STATED TASK:
Output every line exactly as written. Leave out pictures.

SOURCE MATERIAL:
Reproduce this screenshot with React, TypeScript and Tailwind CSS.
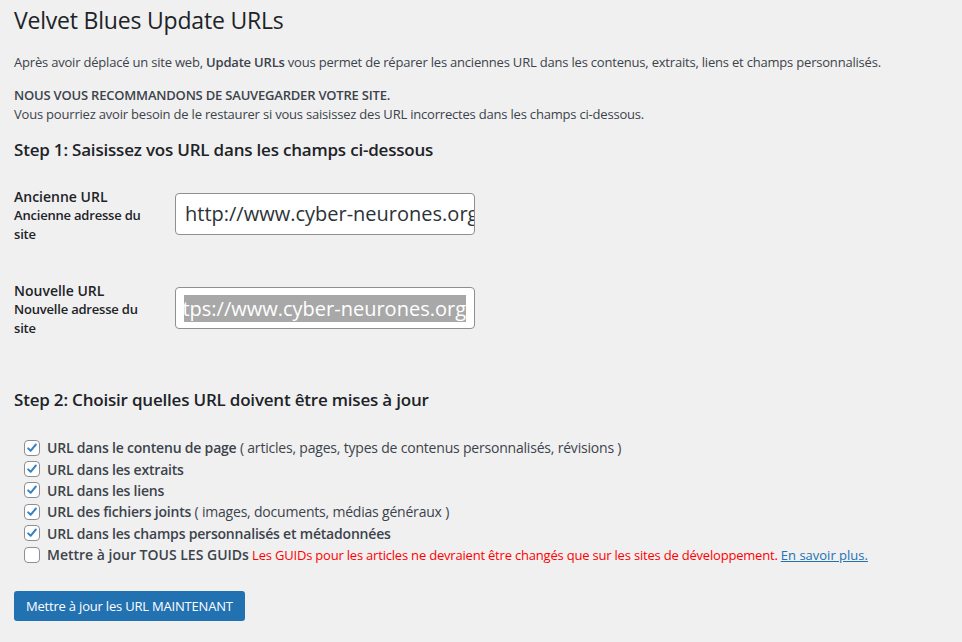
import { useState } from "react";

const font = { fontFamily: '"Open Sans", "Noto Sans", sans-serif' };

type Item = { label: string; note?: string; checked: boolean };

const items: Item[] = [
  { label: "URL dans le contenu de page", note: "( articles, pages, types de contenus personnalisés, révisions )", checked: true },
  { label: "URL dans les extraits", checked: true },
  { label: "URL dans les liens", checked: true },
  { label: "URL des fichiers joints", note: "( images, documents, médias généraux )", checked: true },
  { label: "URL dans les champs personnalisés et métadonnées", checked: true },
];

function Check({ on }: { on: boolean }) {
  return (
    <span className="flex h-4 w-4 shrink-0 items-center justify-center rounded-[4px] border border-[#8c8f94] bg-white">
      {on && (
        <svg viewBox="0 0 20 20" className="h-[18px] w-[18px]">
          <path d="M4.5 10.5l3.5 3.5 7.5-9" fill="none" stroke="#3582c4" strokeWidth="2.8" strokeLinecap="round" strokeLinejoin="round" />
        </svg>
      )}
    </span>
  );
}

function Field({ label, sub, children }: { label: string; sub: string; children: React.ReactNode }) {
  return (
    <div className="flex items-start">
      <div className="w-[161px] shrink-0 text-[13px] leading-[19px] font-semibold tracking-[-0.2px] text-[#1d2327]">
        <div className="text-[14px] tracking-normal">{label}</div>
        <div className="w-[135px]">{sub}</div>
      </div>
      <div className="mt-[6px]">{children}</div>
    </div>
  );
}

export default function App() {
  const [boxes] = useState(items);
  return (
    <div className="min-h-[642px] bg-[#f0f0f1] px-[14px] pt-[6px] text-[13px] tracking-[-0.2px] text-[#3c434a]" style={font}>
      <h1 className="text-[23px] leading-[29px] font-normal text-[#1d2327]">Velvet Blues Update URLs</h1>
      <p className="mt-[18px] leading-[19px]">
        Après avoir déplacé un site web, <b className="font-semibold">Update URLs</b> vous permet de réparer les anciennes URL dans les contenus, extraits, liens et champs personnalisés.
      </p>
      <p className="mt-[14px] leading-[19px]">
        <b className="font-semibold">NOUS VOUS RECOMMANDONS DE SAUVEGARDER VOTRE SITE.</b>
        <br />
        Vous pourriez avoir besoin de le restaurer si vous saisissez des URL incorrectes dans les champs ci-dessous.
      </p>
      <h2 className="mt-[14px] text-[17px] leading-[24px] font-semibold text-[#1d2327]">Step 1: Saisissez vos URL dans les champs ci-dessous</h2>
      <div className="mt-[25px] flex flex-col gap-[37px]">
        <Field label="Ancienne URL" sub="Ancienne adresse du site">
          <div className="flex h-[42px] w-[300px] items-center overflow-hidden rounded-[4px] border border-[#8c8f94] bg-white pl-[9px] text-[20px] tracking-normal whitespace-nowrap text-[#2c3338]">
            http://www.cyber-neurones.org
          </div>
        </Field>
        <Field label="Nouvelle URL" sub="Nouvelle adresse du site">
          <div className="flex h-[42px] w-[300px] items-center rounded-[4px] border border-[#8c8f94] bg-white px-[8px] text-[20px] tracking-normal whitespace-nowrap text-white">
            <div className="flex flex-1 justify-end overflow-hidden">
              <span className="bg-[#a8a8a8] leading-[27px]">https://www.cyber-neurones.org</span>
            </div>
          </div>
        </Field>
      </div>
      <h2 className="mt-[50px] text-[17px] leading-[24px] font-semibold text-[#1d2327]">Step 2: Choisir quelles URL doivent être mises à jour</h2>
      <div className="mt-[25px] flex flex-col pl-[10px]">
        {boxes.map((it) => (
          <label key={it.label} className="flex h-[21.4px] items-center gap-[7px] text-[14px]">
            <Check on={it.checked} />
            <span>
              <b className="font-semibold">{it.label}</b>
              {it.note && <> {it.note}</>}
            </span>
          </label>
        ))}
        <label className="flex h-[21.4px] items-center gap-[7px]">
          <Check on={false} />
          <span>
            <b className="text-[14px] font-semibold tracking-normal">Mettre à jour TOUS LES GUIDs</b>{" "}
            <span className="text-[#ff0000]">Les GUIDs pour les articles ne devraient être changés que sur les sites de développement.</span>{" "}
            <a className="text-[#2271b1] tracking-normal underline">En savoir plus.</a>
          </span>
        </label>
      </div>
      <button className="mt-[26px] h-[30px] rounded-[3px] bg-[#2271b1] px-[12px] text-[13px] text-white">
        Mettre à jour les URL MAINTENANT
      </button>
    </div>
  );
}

REPLY:
Reproduce this screenshot with React, TypeScript and Tailwind CSS.
import { useState } from "react";

const font = { fontFamily: '"Open Sans", "Noto Sans", sans-serif' };

type Item = { label: string; note?: string; checked: boolean };

const items: Item[] = [
  { label: "URL dans le contenu de page", note: "( articles, pages, types de contenus personnalisés, révisions )", checked: true },
  { label: "URL dans les extraits", checked: true },
  { label: "URL dans les liens", checked: true },
  { label: "URL des fichiers joints", note: "( images, documents, médias généraux )", checked: true },
  { label: "URL dans les champs personnalisés et métadonnées", checked: true },
];

function Check({ on }: { on: boolean }) {
  return (
    <span className="flex h-4 w-4 shrink-0 items-center justify-center rounded-[4px] border border-[#8c8f94] bg-white">
      {on && (
        <svg viewBox="0 0 20 20" className="h-[18px] w-[18px]">
          <path d="M4.5 10.5l3.5 3.5 7.5-9" fill="none" stroke="#3582c4" strokeWidth="2.8" strokeLinecap="round" strokeLinejoin="round" />
        </svg>
      )}
    </span>
  );
}

function Field({ label, sub, children }: { label: string; sub: string; children: React.ReactNode }) {
  return (
    <div className="flex items-start">
      <div className="w-[161px] shrink-0 text-[13px] leading-[19px] font-semibold tracking-[-0.2px] text-[#1d2327]">
        <div className="text-[14px] tracking-normal">{label}</div>
        <div className="w-[135px]">{sub}</div>
      </div>
      <div className="mt-[6px]">{children}</div>
    </div>
  );
}

export default function App() {
  const [boxes] = useState(items);
  return (
    <div className="min-h-[642px] bg-[#f0f0f1] px-[14px] pt-[6px] text-[13px] tracking-[-0.2px] text-[#3c434a]" style={font}>
      <h1 className="text-[23px] leading-[29px] font-normal text-[#1d2327]">Velvet Blues Update URLs</h1>
      <p className="mt-[18px] leading-[19px]">
        Après avoir déplacé un site web, <b className="font-semibold">Update URLs</b> vous permet de réparer les anciennes URL dans les contenus, extraits, liens et champs personnalisés.
      </p>
      <p className="mt-[14px] leading-[19px]">
        <b className="font-semibold">NOUS VOUS RECOMMANDONS DE SAUVEGARDER VOTRE SITE.</b>
        <br />
        Vous pourriez avoir besoin de le restaurer si vous saisissez des URL incorrectes dans les champs ci-dessous.
      </p>
      <h2 className="mt-[14px] text-[17px] leading-[24px] font-semibold text-[#1d2327]">Step 1: Saisissez vos URL dans les champs ci-dessous</h2>
      <div className="mt-[25px] flex flex-col gap-[37px]">
        <Field label="Ancienne URL" sub="Ancienne adresse du site">
          <div className="flex h-[42px] w-[300px] items-center overflow-hidden rounded-[4px] border border-[#8c8f94] bg-white pl-[9px] text-[20px] tracking-normal whitespace-nowrap text-[#2c3338]">
            http://www.cyber-neurones.org
          </div>
        </Field>
        <Field label="Nouvelle URL" sub="Nouvelle adresse du site">
          <div className="flex h-[42px] w-[300px] items-center rounded-[4px] border border-[#8c8f94] bg-white px-[8px] text-[20px] tracking-normal whitespace-nowrap text-white">
            <div className="flex flex-1 justify-end overflow-hidden">
              <span className="bg-[#a8a8a8] leading-[27px]">https://www.cyber-neurones.org</span>
            </div>
          </div>
        </Field>
      </div>
      <h2 className="mt-[50px] text-[17px] leading-[24px] font-semibold text-[#1d2327]">Step 2: Choisir quelles URL doivent être mises à jour</h2>
      <div className="mt-[25px] flex flex-col pl-[10px]">
        {boxes.map((it) => (
          <label key={it.label} className="flex h-[21.4px] items-center gap-[7px] text-[14px]">
            <Check on={it.checked} />
            <span>
              <b className="font-semibold">{it.label}</b>
              {it.note && <> {it.note}</>}
            </span>
          </label>
        ))}
        <label className="flex h-[21.4px] items-center gap-[7px]">
          <Check on={false} />
          <span>
            <b className="text-[14px] font-semibold tracking-normal">Mettre à jour TOUS LES GUIDs</b>{" "}
            <span className="text-[#ff0000]">Les GUIDs pour les articles ne devraient être changés que sur les sites de développement.</span>{" "}
            <a className="text-[#2271b1] tracking-normal underline">En savoir plus.</a>
          </span>
        </label>
      </div>
      <button className="mt-[26px] h-[30px] rounded-[3px] bg-[#2271b1] px-[12px] text-[13px] text-white">
        Mettre à jour les URL MAINTENANT
      </button>
    </div>
  );
}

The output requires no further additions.